Anna Kendrick was good in Drinking Buddies, but she’s better in Happy Christmas. This time, in another work of director Joe Swanberg, she plays the lead: a bubbly, if irresponsible, 27-year-old named Jenny, who’s moved to Chicago after breaking up with her boyfriend. She stays in the Windy City with her brother (played by Swanberg), and the film focuses on her struggle to balance her youthful energy with the realpolitik of growing up. And despite what the title suggests, the film’s not really about Christmas.
Like other Swanberg films, this is mumblecore. For those unfamiliar with genre, think of it as the raw food diet of cinema: the plots are loose, the camera is direct, and the lines are improvised by the actors. The result is ultra realism, and the genre excels at exploring the elasticity in modern relationships. While the threat of boredom often lingers in the genre’s mundanity, the every-day-ness depicted isn’t glorified as much as exposed. Moments are allowed to breathe, to wiggle, to taper off, or explode. As such, it’s impossible to get a feeling as to where the movie might go.
But back to the story: As Kendrick’s character finds her first foothold in Chicago, she makes friends with her brother’s wife (Melanie Lynskey). This woman is a stay-at-home mom to a baby boy, as well as a novelist on the side. Let’s just say she can’t juggle both.

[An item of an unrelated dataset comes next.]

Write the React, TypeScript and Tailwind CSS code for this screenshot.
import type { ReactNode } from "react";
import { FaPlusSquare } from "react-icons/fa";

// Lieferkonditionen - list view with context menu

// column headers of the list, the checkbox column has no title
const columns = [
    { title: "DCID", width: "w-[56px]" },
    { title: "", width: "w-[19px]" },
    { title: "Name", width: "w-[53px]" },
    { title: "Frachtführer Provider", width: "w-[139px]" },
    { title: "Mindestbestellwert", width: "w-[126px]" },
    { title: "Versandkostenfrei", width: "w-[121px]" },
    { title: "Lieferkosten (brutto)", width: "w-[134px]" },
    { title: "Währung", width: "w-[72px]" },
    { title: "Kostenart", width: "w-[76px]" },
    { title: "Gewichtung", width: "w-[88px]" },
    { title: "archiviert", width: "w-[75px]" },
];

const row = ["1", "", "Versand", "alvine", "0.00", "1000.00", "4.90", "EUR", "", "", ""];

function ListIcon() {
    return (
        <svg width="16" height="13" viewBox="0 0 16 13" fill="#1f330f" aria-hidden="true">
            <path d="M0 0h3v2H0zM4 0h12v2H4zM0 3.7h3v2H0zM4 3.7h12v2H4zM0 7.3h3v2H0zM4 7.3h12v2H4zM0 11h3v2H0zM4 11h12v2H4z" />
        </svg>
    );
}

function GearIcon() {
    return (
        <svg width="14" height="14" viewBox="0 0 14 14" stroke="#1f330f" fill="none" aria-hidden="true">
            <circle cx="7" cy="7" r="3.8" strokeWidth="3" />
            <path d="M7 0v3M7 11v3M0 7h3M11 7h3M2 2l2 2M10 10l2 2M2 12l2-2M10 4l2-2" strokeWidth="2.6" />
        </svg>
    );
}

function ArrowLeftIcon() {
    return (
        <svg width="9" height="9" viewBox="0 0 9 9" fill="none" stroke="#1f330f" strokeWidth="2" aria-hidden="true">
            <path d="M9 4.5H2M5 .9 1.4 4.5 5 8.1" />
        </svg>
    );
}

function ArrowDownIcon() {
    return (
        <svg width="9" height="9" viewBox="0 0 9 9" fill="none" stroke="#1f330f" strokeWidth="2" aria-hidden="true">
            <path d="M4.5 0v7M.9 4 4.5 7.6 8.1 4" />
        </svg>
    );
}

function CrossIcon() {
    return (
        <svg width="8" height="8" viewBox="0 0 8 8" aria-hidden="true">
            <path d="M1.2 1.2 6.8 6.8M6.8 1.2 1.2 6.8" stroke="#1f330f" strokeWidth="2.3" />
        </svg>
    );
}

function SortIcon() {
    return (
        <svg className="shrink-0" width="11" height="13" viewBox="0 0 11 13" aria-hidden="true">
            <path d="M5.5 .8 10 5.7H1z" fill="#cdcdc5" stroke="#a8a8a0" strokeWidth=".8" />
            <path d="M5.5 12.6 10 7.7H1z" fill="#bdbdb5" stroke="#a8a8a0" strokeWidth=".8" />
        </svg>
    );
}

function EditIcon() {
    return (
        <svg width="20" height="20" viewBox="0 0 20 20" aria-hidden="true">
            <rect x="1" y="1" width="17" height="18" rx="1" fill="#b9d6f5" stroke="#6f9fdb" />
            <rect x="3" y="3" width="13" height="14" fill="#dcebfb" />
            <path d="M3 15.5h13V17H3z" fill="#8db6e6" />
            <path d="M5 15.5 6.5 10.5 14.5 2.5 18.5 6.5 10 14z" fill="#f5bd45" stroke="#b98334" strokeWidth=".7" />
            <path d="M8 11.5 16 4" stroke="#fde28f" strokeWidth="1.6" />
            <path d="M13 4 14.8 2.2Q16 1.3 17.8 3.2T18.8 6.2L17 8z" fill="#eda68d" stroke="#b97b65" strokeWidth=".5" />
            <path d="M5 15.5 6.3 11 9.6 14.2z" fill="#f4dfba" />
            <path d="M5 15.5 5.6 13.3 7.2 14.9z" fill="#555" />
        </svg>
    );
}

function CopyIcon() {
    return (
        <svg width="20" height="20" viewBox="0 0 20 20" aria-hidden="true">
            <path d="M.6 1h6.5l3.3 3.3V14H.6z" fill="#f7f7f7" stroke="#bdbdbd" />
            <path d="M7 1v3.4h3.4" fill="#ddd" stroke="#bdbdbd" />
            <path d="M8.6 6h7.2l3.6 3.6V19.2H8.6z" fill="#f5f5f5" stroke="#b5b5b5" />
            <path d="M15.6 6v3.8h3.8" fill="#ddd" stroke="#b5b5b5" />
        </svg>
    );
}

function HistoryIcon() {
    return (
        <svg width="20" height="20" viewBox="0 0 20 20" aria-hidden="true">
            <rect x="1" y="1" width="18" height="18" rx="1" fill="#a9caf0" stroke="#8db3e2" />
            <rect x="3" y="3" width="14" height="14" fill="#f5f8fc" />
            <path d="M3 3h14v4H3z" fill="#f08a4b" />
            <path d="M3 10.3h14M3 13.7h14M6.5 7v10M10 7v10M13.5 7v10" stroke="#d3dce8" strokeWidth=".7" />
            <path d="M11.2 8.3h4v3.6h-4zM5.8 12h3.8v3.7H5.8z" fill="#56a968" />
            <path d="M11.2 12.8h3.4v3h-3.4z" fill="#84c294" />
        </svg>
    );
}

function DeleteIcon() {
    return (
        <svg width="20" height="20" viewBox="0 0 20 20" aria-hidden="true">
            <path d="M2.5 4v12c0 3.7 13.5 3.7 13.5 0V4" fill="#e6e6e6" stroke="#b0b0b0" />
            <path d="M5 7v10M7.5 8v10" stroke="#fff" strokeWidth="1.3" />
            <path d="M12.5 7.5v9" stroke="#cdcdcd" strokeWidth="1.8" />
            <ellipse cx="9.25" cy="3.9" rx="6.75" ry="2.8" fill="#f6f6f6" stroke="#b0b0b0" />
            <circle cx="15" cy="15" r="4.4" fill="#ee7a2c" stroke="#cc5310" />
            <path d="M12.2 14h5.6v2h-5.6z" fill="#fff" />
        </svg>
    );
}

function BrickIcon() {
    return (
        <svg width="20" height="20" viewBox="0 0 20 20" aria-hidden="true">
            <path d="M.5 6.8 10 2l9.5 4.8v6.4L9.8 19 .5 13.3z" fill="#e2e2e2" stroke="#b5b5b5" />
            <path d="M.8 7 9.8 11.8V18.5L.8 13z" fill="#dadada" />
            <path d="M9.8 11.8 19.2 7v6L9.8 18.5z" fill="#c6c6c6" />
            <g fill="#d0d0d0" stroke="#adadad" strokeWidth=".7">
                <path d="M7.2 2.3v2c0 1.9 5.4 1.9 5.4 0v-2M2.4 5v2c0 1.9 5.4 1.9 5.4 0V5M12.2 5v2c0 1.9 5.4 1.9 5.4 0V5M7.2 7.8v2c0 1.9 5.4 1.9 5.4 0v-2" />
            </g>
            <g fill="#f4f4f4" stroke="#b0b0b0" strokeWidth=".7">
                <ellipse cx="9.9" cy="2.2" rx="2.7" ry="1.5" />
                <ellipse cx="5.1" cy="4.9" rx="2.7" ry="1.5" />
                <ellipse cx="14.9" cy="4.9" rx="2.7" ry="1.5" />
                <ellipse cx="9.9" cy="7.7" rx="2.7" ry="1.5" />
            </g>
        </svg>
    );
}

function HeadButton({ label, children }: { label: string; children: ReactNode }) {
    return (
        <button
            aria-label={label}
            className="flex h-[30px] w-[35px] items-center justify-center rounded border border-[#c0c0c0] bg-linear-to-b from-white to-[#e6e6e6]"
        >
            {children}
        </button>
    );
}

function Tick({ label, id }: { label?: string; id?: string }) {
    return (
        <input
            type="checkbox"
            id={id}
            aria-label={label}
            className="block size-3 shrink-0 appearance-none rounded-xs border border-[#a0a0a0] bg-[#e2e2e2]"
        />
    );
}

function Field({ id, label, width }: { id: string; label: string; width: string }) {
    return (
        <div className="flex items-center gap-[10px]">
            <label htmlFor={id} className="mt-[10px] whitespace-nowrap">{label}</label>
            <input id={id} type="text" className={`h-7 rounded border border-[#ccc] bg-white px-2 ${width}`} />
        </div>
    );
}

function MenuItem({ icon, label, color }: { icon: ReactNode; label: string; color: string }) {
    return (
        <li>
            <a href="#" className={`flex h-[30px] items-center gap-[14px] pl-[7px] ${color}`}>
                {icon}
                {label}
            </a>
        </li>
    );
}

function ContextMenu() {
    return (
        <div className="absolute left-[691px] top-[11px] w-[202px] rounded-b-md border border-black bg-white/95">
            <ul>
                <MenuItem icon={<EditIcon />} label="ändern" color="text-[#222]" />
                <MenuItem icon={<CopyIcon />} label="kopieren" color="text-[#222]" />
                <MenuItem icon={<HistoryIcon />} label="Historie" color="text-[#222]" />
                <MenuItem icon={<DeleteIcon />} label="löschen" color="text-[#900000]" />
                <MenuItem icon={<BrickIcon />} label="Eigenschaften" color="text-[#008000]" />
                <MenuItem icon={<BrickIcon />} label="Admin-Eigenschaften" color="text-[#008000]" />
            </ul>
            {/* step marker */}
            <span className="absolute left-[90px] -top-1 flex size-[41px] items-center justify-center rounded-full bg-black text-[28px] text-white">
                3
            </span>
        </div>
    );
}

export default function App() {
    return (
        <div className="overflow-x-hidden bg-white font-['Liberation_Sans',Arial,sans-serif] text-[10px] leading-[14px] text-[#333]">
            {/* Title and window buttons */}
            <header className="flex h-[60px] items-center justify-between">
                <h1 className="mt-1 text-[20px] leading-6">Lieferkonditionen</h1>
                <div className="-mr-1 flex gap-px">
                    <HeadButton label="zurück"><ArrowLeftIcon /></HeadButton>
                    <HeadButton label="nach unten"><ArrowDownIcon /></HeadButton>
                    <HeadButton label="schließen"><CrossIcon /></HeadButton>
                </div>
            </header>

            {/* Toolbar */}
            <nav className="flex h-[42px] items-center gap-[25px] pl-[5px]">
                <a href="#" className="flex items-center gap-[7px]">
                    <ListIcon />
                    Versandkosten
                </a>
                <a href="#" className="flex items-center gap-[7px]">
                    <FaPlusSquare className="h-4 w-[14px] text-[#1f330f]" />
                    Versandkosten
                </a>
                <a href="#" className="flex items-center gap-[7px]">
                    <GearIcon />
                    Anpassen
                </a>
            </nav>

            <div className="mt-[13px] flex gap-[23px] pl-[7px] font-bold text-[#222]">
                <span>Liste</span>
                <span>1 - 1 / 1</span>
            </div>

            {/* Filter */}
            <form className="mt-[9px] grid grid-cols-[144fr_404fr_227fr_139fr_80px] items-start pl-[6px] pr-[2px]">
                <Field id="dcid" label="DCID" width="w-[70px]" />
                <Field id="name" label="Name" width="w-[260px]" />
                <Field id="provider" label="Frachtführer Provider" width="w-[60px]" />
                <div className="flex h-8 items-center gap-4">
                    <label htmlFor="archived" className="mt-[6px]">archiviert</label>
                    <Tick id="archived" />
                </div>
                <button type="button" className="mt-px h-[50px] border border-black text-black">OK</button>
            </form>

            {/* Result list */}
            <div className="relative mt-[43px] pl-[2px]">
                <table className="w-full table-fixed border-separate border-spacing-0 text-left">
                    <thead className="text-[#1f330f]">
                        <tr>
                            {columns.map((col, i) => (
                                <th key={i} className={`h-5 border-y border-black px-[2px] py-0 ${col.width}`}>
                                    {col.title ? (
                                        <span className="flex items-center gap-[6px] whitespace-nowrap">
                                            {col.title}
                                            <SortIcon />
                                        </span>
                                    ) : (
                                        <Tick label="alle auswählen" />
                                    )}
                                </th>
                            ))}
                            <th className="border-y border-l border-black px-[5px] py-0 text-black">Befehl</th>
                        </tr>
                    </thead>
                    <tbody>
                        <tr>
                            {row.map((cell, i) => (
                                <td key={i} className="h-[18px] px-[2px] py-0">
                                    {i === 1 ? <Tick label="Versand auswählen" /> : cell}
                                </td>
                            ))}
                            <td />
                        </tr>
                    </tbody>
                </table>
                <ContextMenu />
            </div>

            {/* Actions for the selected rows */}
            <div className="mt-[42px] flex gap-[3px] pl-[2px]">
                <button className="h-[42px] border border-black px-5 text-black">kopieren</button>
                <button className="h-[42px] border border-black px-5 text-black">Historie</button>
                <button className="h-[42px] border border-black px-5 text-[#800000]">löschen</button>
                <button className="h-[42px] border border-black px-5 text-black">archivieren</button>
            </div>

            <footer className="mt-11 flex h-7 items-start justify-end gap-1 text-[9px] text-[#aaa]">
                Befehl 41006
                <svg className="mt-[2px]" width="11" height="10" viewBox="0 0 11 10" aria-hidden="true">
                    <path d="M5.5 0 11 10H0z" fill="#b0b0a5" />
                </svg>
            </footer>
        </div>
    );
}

Jenny sees this, and with the help of a friend (the awesome Lena Dunham, of Girls fame) tries to get this housewife to assert herself, to have time for family and writing, to “have it all.” The conversations between the three are incredible (and often funny) exchanges on the state of modern womanhood. Things only get better when they start brainstorming the plot to a Twilight-like novel.
Meanwhile, Jenny is also seeing her brother’s babysitter (Mark Webber), who becomes her pot dealer. She’s into his beard-and-flannel charm, but moments of considerable awkwardness bubble up as they, while high, first make out. See, this girl bears the baggage of a past relationship, and she isn’t quite sure how to deal with it while moving forward. The results of this are, for Jenny, failures of expression, of intimacy. She isn’t able to express what she wants, because — as we see all along — she doesn’t know what she wants, aside from, perhaps, a generic desire to be happy.

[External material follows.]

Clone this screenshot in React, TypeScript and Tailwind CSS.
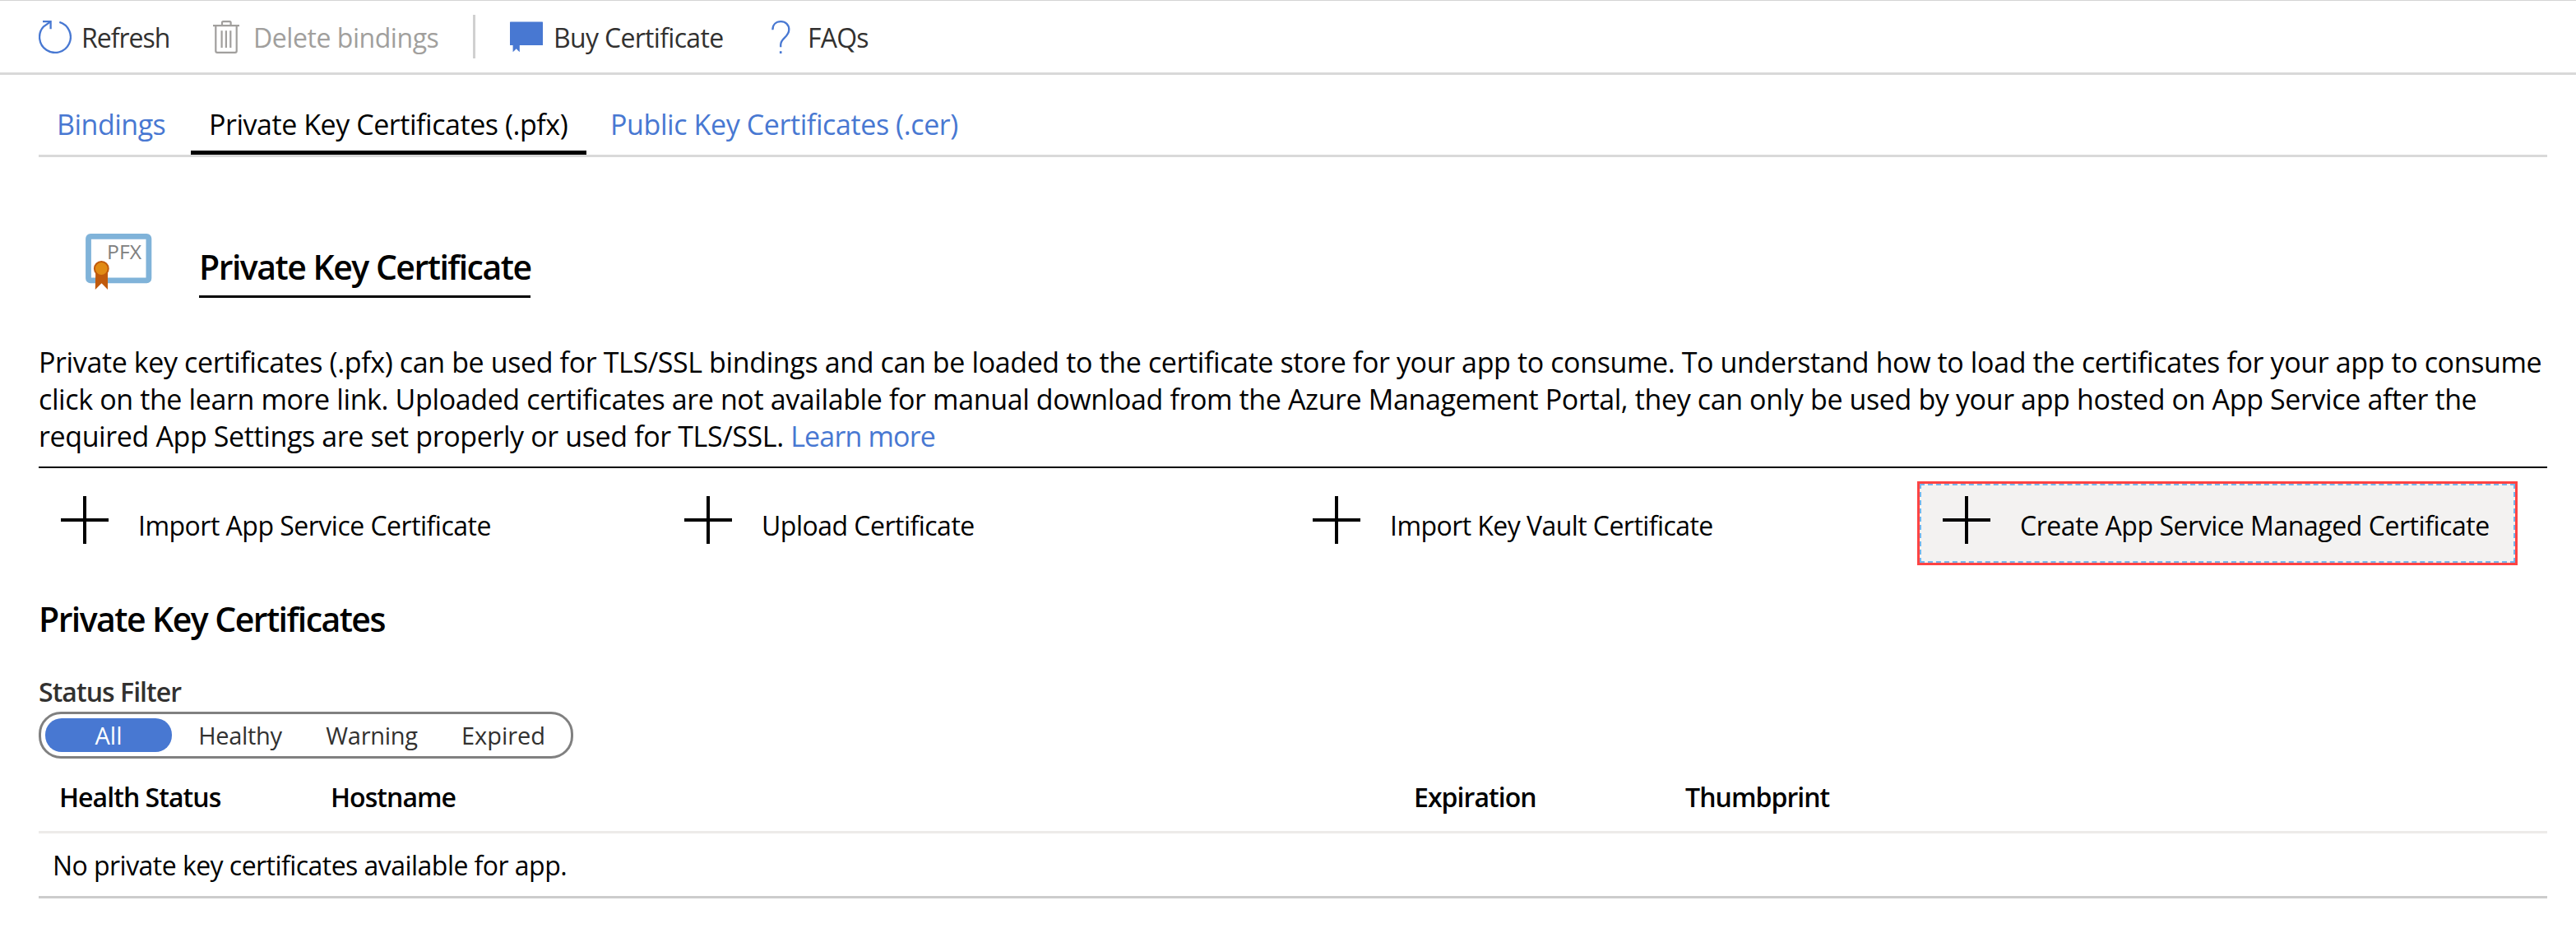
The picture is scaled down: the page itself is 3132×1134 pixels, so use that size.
import type { ReactNode } from "react";

function RefreshIcon() {
  return (
    <svg className="h-10 w-10 shrink-0" viewBox="0 0 40 40" fill="none" stroke="#4878d2" strokeWidth="2.3">
      <path d="M25.3 1.9A18.9 18.9 0 1 1 6 7.3L14 1.6" />
      <path d="M5 1H14.6V10.3" />
    </svg>
  );
}

function TrashIcon() {
  return (
    <svg className="h-10 w-8 shrink-0" viewBox="0 0 32 40" fill="none" stroke="#a19f9d" strokeWidth="2.2">
      <path d="M0 6.2H32M11 6V2.5Q11 1.1 12.4 1.1H20.2Q21.6 1.1 21.6 2.5V6" />
      <path d="M3.3 6V36.9Q3.3 38.8 5.2 38.8H26.8Q28.7 38.8 28.7 36.9V6" />
      <path d="M10.6 12.3V33M15.9 12.3V33M21.3 12.3V33" />
    </svg>
  );
}

function BuyIcon() {
  return (
    <svg className="h-10 w-10 shrink-0" viewBox="0 0 40 40" fill="#4878d2">
      <rect x="0" y="1.6" width="40" height="28.4" rx="0.6" />
      <path d="M3.6 29.5H11.8V38.2L9.6 36.2L7.7 34.3L5.8 36.2L3.6 38.2Z" />
    </svg>
  );
}

function QuestionIcon() {
  return (
    <svg className="h-10 w-6 shrink-0" viewBox="0 0 24 40" fill="none" stroke="#4878d2" strokeWidth="2.3">
      <path d="M1.4 11.2C1.4 4.8 5.6 1.2 11.4 1.2S21.3 4.9 21.3 11C21.3 15.6 19 17.9 15.9 20.9C12.7 24 11.2 25.8 11.2 29.4V32.3" />
      <path d="M11.2 37.2V40" strokeWidth="2.6" />
    </svg>
  );
}

function PfxIcon() {
  return (
    <svg className="h-[70px] w-[82px] shrink-0" viewBox="0 0 82 70">
      <rect x="3.5" y="4.4" width="73.4" height="53.4" rx="2.5" fill="#fff" stroke="#80b3d9" strokeWidth="6.8" />
      <text x="26" y="31.6" fontSize="24.5" fontFamily="Open Sans" fill="#808080" textLength="42" lengthAdjust="spacingAndGlyphs">
        PFX
      </text>
      <path d="M12.2 48H27V69L19.5 61.3L11.8 69Z" fill="#c05a0c" />
      <circle cx="19.3" cy="43.5" r="8.4" fill="#e18b14" stroke="#c05a0c" strokeWidth="2" />
    </svg>
  );
}

function PlusIcon() {
  return (
    <svg className="mt-[15px] ml-[27px] h-[58px] w-[58px] shrink-0" viewBox="0 0 58 58" shapeRendering="crispEdges" fill="#000">
      <rect x="27" y="0" width="4" height="58" />
      <rect x="0" y="27" width="58" height="4" />
    </svg>
  );
}

function Action({ className, children }: { className: string; children: ReactNode }) {
  return (
    <div className={className}>
      <PlusIcon />
      <span className="mt-[26px] ml-9 text-[32px] leading-[50px]">{children}</span>
    </div>
  );
}

export default function App() {
  return (
    <div className="h-[1134px] w-[3132px] overflow-hidden bg-white font-['Open_Sans','Noto_Sans',sans-serif] whitespace-nowrap text-black">
      <nav className="flex h-[91px] items-center border-t border-b-[3px] border-t-[#d4d4d4] border-b-[#d9d9d9] pl-[47px] text-[32px] leading-[50px] text-[#323130]">
        <button className="flex w-[212px] items-center gap-3">
          <RefreshIcon />
          <span className="pt-[2px] tracking-[-1px]">Refresh</span>
        </button>
        <button className="flex w-[316px] items-center gap-[17px] text-[#a19f9d]">
          <TrashIcon />
          <span className="pt-[2px] tracking-[-0.45px]">Delete bindings</span>
        </button>
        <div className="mr-[42px] h-[53px] w-[3px] bg-[#d0d0d0]" />
        <button className="flex w-[318px] items-center gap-[13px]">
          <BuyIcon />
          <span className="pt-[2px] tracking-[-0.68px]">Buy Certificate</span>
        </button>
        <button className="flex items-center gap-5">
          <QuestionIcon />
          <span className="pt-[2px] tracking-[-0.8px]">FAQs</span>
        </button>
      </nav>

      <main className="mx-[47px] w-[3050px]">
        <div className="flex h-[100px] items-end border-b-[3px] border-[#d9d9d9] text-[34px] leading-[50px] text-[#4878d2]">
          <div className="w-[185px] pb-3 pl-[22px] tracking-[-0.5px]">Bindings</div>
          <div className="w-[481px] border-b-[5px] border-black pb-[7px] pl-[22px] tracking-[-0.45px] text-black">
            Private Key Certificates (.pfx)
          </div>
          <div className="pb-3 pl-[29px] tracking-[-0.4px]">Public Key Certificates (.cer)</div>
        </div>

        <header className="flex items-start pl-[57px]">
          <div className="mt-[92px] w-[138px]">
            <PfxIcon />
          </div>
          <h1 className="mt-[108px] w-[403px] border-b-[3px] border-black pb-[10px] text-[41px] leading-[50px] font-semibold tracking-[-1.5px]">
            Private Key Certificate
          </h1>
        </header>

        <p className="mt-[56px] border-b-2 border-black pb-[14px] text-[34px] leading-[45px] tracking-[-0.38px]">
          Private key certificates (.pfx) can be used for TLS/SSL bindings and can be loaded to the certificate store for your app to consume. To understand how to load the certificates for your app to consume
          <br />
          click on the learn more link. Uploaded certificates are not available for manual download from the Azure Management Portal, they can only be used by your app hosted on App Service after the
          <br />
          required App Settings are set properly or used for TLS/SSL. <a className="tracking-[-0.85px] text-[#4878d2]">Learn more</a>
        </p>

        <div className="mt-4 -ml-[3px] flex h-[102px]">
          <Action className="flex w-[758px] items-start border-[3px] border-transparent tracking-[-0.51px]">
            Import App Service Certificate
          </Action>
          <Action className="flex w-[764px] items-start border-[3px] border-transparent tracking-[-0.51px]">
            Upload Certificate
          </Action>
          <Action className="flex w-[765px] items-start border-[3px] border-transparent tracking-[-0.56px]">
            Import Key Vault Certificate
          </Action>
          <div className="w-[730px] border-[3px] border-[#ff4343] bg-[#f3f2f1]">
            <div className="h-24 w-[724px] border-2 border-dashed border-[#74b6ec]">
              <Action className="-mt-[2px] -ml-[1px] flex items-start tracking-[-0.45px]">
                Create App Service Managed Certificate
              </Action>
            </div>
          </div>
        </div>

        <h2 className="mt-10 text-[41px] leading-[50px] font-semibold tracking-[-1.55px]">Private Key Certificates</h2>

        <div className="mt-[39px] text-[32px] leading-[50px] font-semibold tracking-[-0.95px] text-[#323130]">Status Filter</div>
        <div className="-mt-px flex h-[57px] w-[650px] items-center gap-[6px] rounded-[27px] border-[3px] border-[#808080] px-[5px] text-center text-[29px] leading-[41px] text-[#323130]">
          <div className="w-[154px] rounded-[20px] bg-[#4878d2] text-white">All</div>
          <div className="w-[154px] tracking-[-0.3px]">Healthy</div>
          <div className="w-[154px] tracking-[-0.3px]">Warning</div>
          <div className="w-[154px]">Expired</div>
        </div>

        <div className="mt-[22px] grid grid-cols-[330px_1317px_330px_1fr] border-b-[3px] border-[#edebe9] pb-4 pl-[25px] text-[32px] leading-[50px] font-semibold tracking-[-0.95px]">
          <span>Health Status</span>
          <span>Hostname</span>
          <span>Expiration</span>
          <span>Thumbprint</span>
        </div>
        <div className="flex h-[79px] items-center border-b-[3px] border-[#cccccc] pt-[2px] pl-[17px] text-[32px] leading-[50px] tracking-[-0.54px]">
          No private key certificates available for app.
        </div>
      </main>
    </div>
  );
}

Speaking of happiness, the film leaves you on a high note. It doesn’t give you that sweater-on-the-inside feeling of a traditional Christmas movie, instead it suggests, rather gently, that there’s reason to be hopeful, to put up with those close to you. Kendrick’s character, while easily enjoyable throughout the film, is one that both we and the fictional characters have to occupationally put up with; and it’s a testament to Kendrick’s performance that she can be both a joy and a nuisance. Her bittersweetness works well with Swanberg’s style, making Happy Christmas one of his better experiments.
Happy Christmas is playing at the Edina Cinema.